Stanley Fischer’s credentials for his new job are of course impeccable, and are worth re-capping here even though many readers may be familiar with them already:

He served as the Governor of the Bank of Israel from 2005 to 2013, where he successfully navigated Israel’s economy through the global financial crisis. Prior to joining the Bank of Israel, he was Vice Chairman of Citigroup from 2002 through 2005. From 1994 to 2001, he was the First Deputy Managing Director of the International Monetary Fund (IMF), addressing the Asian, Russian, Brazilian, and other financial crises of the late 1990s. Before he joined the IMF, Dr. Fischer was the Killian Professor and Head of the Department of Economics at the Massachusetts Institute of Technology (MIT). From 1988 to 1990, he was Vice President, Development Economics and Chief Economist at the World Bank. From 1973 to 1994, he taught economics at MIT. Dr. Fischer was Assistant Professor in the Department of Economics at the University of Chicago. He received a B.Sc. and an M.Sc. from the London School of Economics and a Ph.D. from MIT.

Wow (!) indeed.

Stanley Fischer is 70 years old, is a citizen of both the United States and Israel and he lives in New York. While Governor of the Bank of Israel he was widely praised for helping the Israeli economy maintain continued economic growth all through the global economic crisis, and indeed to perform much better than most other countries.

President Obama’s new nominees, including Dr. Fischer’s, are now subject to confirmation by the US Senate, which could take some time given the fractious nature of political relationships between that body and the Executive branch of the US Government at the present time.

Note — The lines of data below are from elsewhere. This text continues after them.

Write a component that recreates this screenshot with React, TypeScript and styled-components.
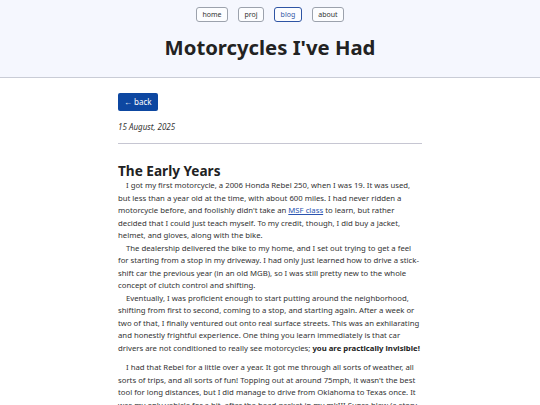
import React, { FC } from "react";
import styled, { createGlobalStyle } from "styled-components";

const GlobalStyle = createGlobalStyle`
  html, body {
    margin: 0;
    padding: 0;
    background: #ffffff;
    font-family: "Noto Sans", "Open Sans", sans-serif;
    color: #222;
  }
`;

const Header = styled.header`
  background: #f5f7fe;
  border-bottom: 1px solid #c9ccd6;
  padding: 7px 0 17px;
  display: flex;
  flex-direction: column;
  align-items: center;
`;

const Nav = styled.nav`
  display: flex;
  gap: 10px;
`;

const NavLink = styled.a<{ $active?: boolean }>`
  display: inline-block;
  font-size: 7px;
  line-height: 13px;
  padding: 0 5.5px;
  border: 1px solid ${(p) => (p.$active ? "#2f55a4" : "#9ca2ad")};
  border-radius: 3px;
  color: ${(p) => (p.$active ? "#2f55a4" : "#333")};
  background: #fcfdff;
  text-decoration: none;
`;

const Title = styled.h1`
  margin: 13px 0 0;
  font-size: 20.3px;
  line-height: 24.6px;
  font-weight: 700;
  color: #222;
`;

const Main = styled.main`
  width: 304px;
  margin: 0 auto;
  padding-top: 10px;
`;

const BackButton = styled.a`
  display: inline-block;
  background: #0d47a1;
  color: #fff;
  font-size: 8px;
  line-height: 18px;
  padding: 0 6px;
  border-radius: 2px;
  text-decoration: none;
`;

const PostDate = styled.p`
  margin: 10px 0 0;
  font-size: 8px;
  line-height: 12.8px;
  font-style: italic;
  color: #333;
`;

const Rule = styled.hr`
  border: none;
  border-top: 1px solid #c6c6d2;
  margin: 10px 0 0;
`;

const Heading = styled.h2`
  margin: 19px 0 0;
  font-size: 13.6px;
  line-height: 16px;
  font-weight: 700;
  color: #222;
`;

const Group = styled.div`
  margin-bottom: 7px;
`;

const Para = styled.p`
  margin: 0;
  text-indent: 8px;
  font-size: 7.75px;
  line-height: 12.5px;
  color: #333;

  strong {
    color: #222;
  }
`;

const Link = styled.a`
  color: #2a54b0;
  text-decoration: underline;
`;

const App: FC = () => {
  const links = ["home", "proj", "blog", "about"];
  return (
    <>
      <GlobalStyle />
      <Header>
        <Nav>
          {links.map((l) => (
            <NavLink key={l} href="#" $active={l === "blog"}>
              {l}
            </NavLink>
          ))}
        </Nav>
        <Title>Motorcycles I've Had</Title>
      </Header>
      <Main>
        <BackButton href="#">← back</BackButton>
        <PostDate>15 August, 2025</PostDate>
        <Rule />
        <Heading>The Early Years</Heading>
        <Group>
          <Para>
            I got my first motorcycle, a 2006 Honda Rebel 250, when I was 19. It
            was used, but less than a year old at the time, with about 600 miles.
            I had never ridden a motorcycle before, and foolishly didn't take an{" "}
            <Link href="#">MSF class</Link> to learn, but rather decided that I
            could just teach myself. To my credit, though, I did buy a jacket,
            helmet, and gloves, along with the bike.
          </Para>
          <Para>
            The dealership delivered the bike to my home, and I set out trying to
            get a feel for starting from a stop in my driveway. I had only just
            learned how to drive a stick-shift car the previous year (in an old
            MGB), so I was still pretty new to the whole concept of clutch control
            and shifting.
          </Para>
          <Para>
            Eventually, I was proficient enough to start putting around the
            neighborhood, shifting from first to second, coming to a stop, and
            starting again. After a week or two of that, I finally ventured out
            onto real surface streets. This was an exhilarating and honestly
            frightful experience. One thing you learn immediately is that car
            drivers are not conditioned to really see motorcycles;{" "}
            <strong>you are practically invisible!</strong>
          </Para>
        </Group>
        <Group>
          <Para>
            I had that Rebel for a little over a year. It got me through all sorts
            of weather, all sorts of trips, and all sorts of fun! Topping out at
            around 75mph, it wasn't the best tool for long distances, but I did
            manage to drive from Oklahoma to Texas once. It was my only vehicle
            for a bit, after the head gasket in my mkIII Supra blew (a story for
            another time), so it saw plenty of use.
          </Para>
        </Group>
      </Main>
    </>
  );
};

export default App;
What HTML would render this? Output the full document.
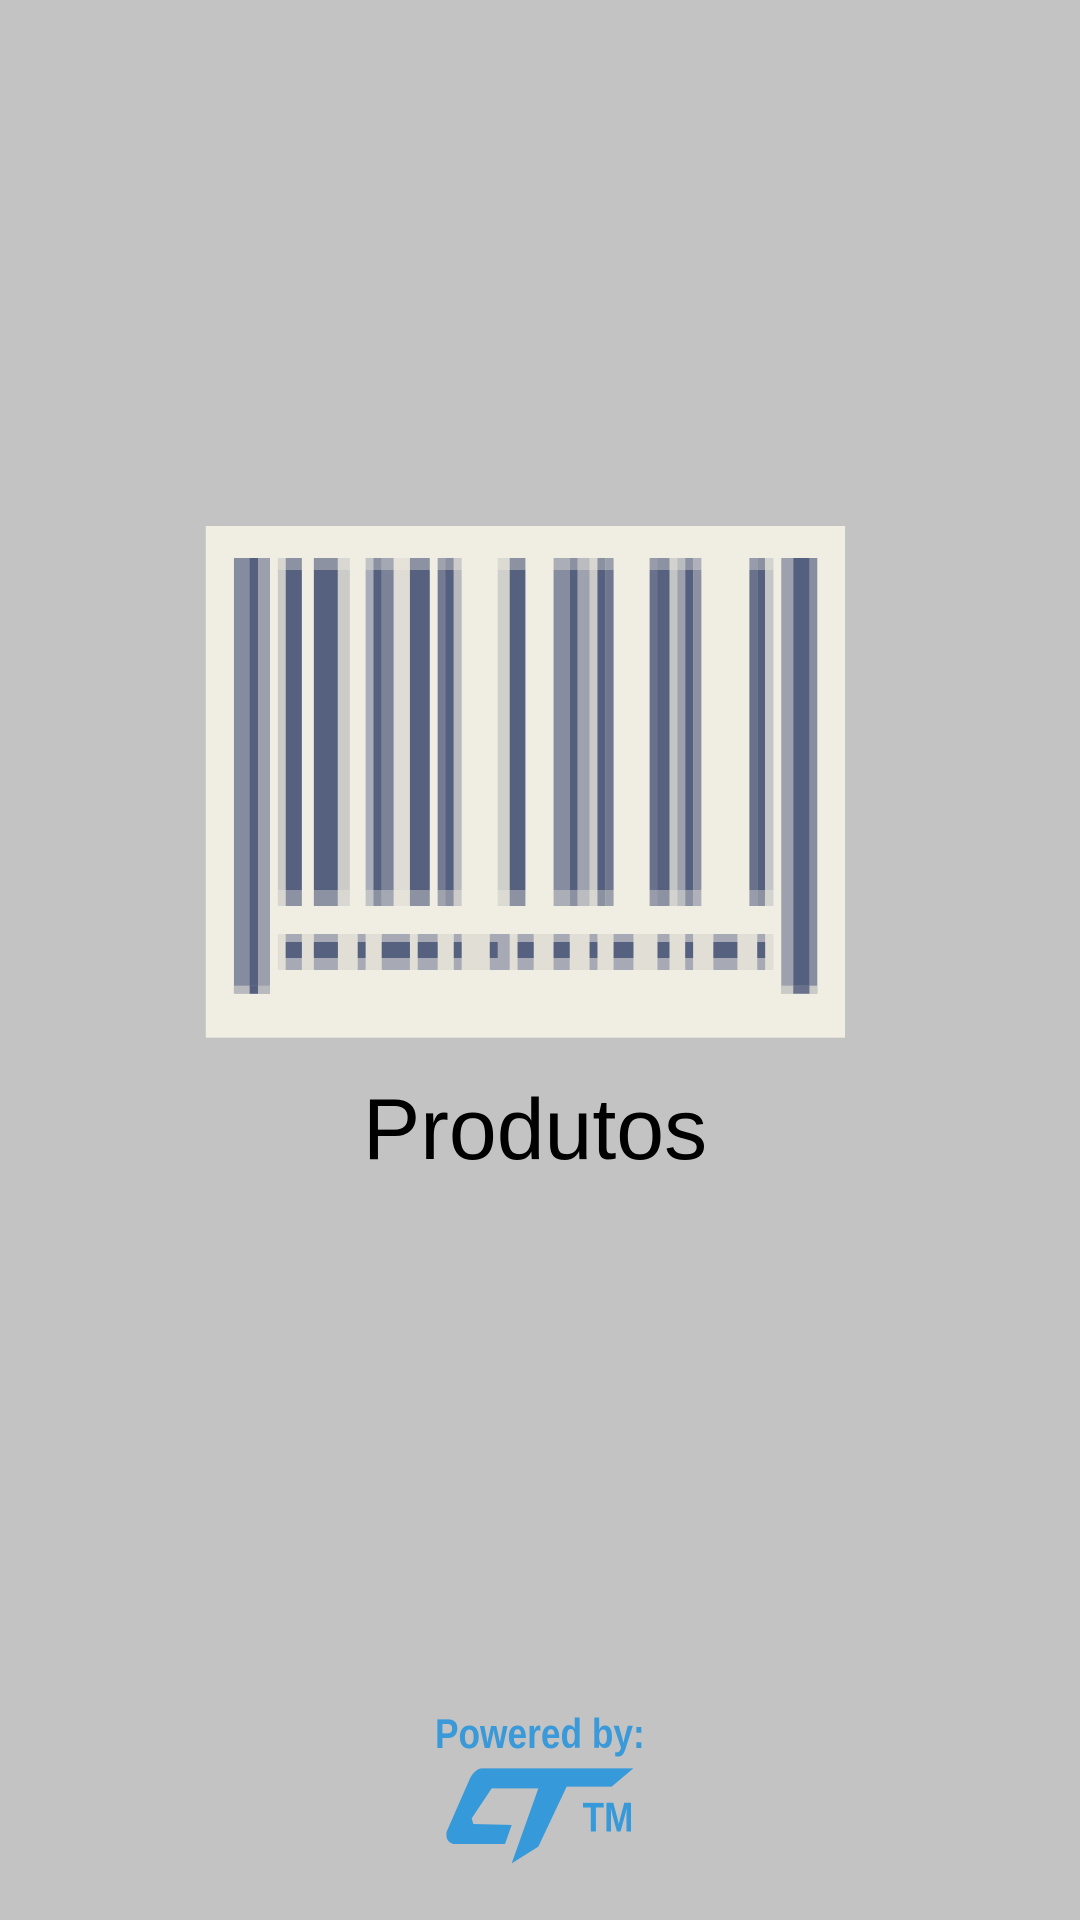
<!DOCTYPE html>
<html><head><meta charset="utf-8"><style>
html,body{margin:0;padding:0;}
body{width:1080px;height:1920px;background:#c3c3c3;position:relative;overflow:hidden;}
.t{position:absolute;left:0;width:1080px;text-align:center;font-family:"Liberation Sans",sans-serif;}
</style></head><body>
<svg style="position:absolute;left:200px;top:520px" width="650" height="520" viewBox="0 0 1570 1560" preserveAspectRatio="none">
<rect x="14" y="18" width="1544" height="1535" fill="#f0ede2"/>
<g>
<rect x="82" y="114" width="87" height="1307" fill="#868c9f"/>
<rect x="140" y="114" width="29" height="1307" fill="#9ca0ad"/>
<rect x="120" y="114" width="20" height="1307" fill="#55607f"/>
<rect x="82" y="1397" width="87" height="24" fill="#b8b9bc"/>
<rect x="120" y="1397" width="20" height="24" fill="#55607f"/>

<rect x="188" y="114" width="19" height="1044" fill="#cacac6"/>
<rect x="207" y="114" width="39" height="1044" fill="#56617f"/>
<rect x="275" y="114" width="58" height="1044" fill="#56617f"/>
<rect x="333" y="114" width="29" height="1044" fill="#cbcbc8"/>
<rect x="400" y="114" width="19" height="1044" fill="#a9adb9"/>
<rect x="419" y="114" width="20" height="1044" fill="#55607f"/>
<rect x="439" y="114" width="29" height="1044" fill="#7c8399"/>
<rect x="468" y="114" width="39" height="1044" fill="#dedcd4"/>
<rect x="507" y="114" width="48" height="1044" fill="#56617f"/>
<rect x="574" y="114" width="19" height="1044" fill="#747b93"/>
<rect x="593" y="114" width="20" height="1044" fill="#55607f"/>
<rect x="613" y="114" width="19" height="1044" fill="#b8b9bd"/>
<rect x="719" y="114" width="29" height="1044" fill="#cfcfcb"/>
<rect x="748" y="114" width="38" height="1044" fill="#56617f"/>
<rect x="854" y="114" width="39" height="1044" fill="#868da0"/>
<rect x="893" y="114" width="19" height="1044" fill="#55607f"/>
<rect x="912" y="114" width="29" height="1044" fill="#9ea2ae"/>
<rect x="941" y="114" width="19" height="1044" fill="#cacac8"/>
<rect x="960" y="114" width="19" height="1044" fill="#55607f"/>
<rect x="979" y="114" width="20" height="1044" fill="#6f7790"/>
<rect x="1086" y="114" width="19" height="1044" fill="#69718c"/>
<rect x="1105" y="114" width="29" height="1044" fill="#56617f"/>
<rect x="1134" y="114" width="19" height="1044" fill="#c3c4c3"/>
<rect x="1153" y="114" width="19" height="1044" fill="#9da1ad"/>
<rect x="1172" y="114" width="19" height="1044" fill="#55607f"/>
<rect x="1191" y="114" width="20" height="1044" fill="#8b91a3"/>
<rect x="1327" y="114" width="19" height="1044" fill="#69718c"/>
<rect x="1346" y="114" width="19" height="1044" fill="#55607f"/>
<rect x="1365" y="114" width="20" height="1044" fill="#c4c5c6"/>
<rect x="188" y="114" width="1197" height="36" fill="#f0ede2" opacity="0.35"/>
<rect x="188" y="1110" width="1197" height="48" fill="#f0ede2" opacity="0.35"/>

<rect x="1404" y="114" width="29" height="1307" fill="#9da1ad"/>
<rect x="1433" y="114" width="39" height="1307" fill="#55607f"/>
<rect x="1472" y="114" width="19" height="1307" fill="#868da0"/>
<rect x="1404" y="1397" width="87" height="24" fill="#c9c9c6"/>
<rect x="1433" y="1397" width="39" height="24" fill="#69718c"/>

<rect x="188" y="1242" width="1197" height="108" fill="#e0ded5"/>
<g fill="#a7aab4">
<rect x="207" y="1242" width="39" height="108"/><rect x="275" y="1242" width="58" height="108"/>
<rect x="381" y="1242" width="19" height="108"/><rect x="439" y="1242" width="68" height="108"/>
<rect x="526" y="1242" width="48" height="108"/><rect x="613" y="1242" width="19" height="108"/>
<rect x="700" y="1242" width="48" height="108"/><rect x="767" y="1242" width="39" height="108"/>
<rect x="854" y="1242" width="39" height="108"/><rect x="941" y="1242" width="19" height="108"/>
<rect x="999" y="1242" width="48" height="108"/><rect x="1105" y="1242" width="29" height="108"/>
<rect x="1172" y="1242" width="19" height="108"/><rect x="1240" y="1242" width="58" height="108"/>
<rect x="1346" y="1242" width="19" height="108"/></g>
<g fill="#56617f">
<rect x="207" y="1266" width="39" height="48"/><rect x="275" y="1266" width="58" height="48"/>
<rect x="381" y="1266" width="19" height="48"/><rect x="439" y="1266" width="68" height="48"/>
<rect x="526" y="1266" width="48" height="48"/><rect x="613" y="1266" width="19" height="48"/>
<rect x="700" y="1266" width="19" height="48"/><rect x="767" y="1266" width="39" height="48"/>
<rect x="854" y="1266" width="39" height="48"/><rect x="941" y="1266" width="19" height="48"/>
<rect x="999" y="1266" width="48" height="48"/><rect x="1105" y="1266" width="29" height="48"/>
<rect x="1172" y="1266" width="19" height="48"/><rect x="1240" y="1266" width="58" height="48"/>
<rect x="1346" y="1266" width="19" height="48"/></g>
</g>
</svg>
<div class="t" style="top:1087px;font-size:86px;line-height:86px;color:#000;left:-5px">Produtos</div>
<div class="t" style="top:1711px;font-size:42px;line-height:46px;color:#3a9ad9;font-weight:bold;font-family:'Liberation Sans Narrow','Liberation Sans',sans-serif;left:0;"><span style="display:inline-block;transform:scaleX(0.84)">Powered by:</span></div>
<svg style="position:absolute;left:420px;top:1700px" width="240" height="170" viewBox="0 0 720 510">
<path d="M185 205 L640 205 L575 260 L440 260 L355 440 L275 490 L355 265 L215 265 L155 355 L160 372 L275 375 L255 432 L100 432 Q75 425 80 395 L150 235 Q165 207 185 205 Z" fill="#3599da"/>
<text x="488" y="395" font-family="Liberation Sans Narrow, Liberation Sans, sans-serif" font-weight="bold" font-size="124" fill="#3599da" textLength="152" lengthAdjust="spacingAndGlyphs">TM</text>
</svg>
</body></html>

Like both Janet Yellen herself, who will now be his new boss, and the retiring Ben Bernanke as well, Fischer represents the modern-day school of Keynesian economics. As such it has a playbook for dealing with prolonged recession and the concept of a “liquidity trap”. This has become very relevant in current economic conditions which have combined, at least until recently in the US, depressed levels of final demand, virtually zero inflation and high levels of unemployment all at the same time.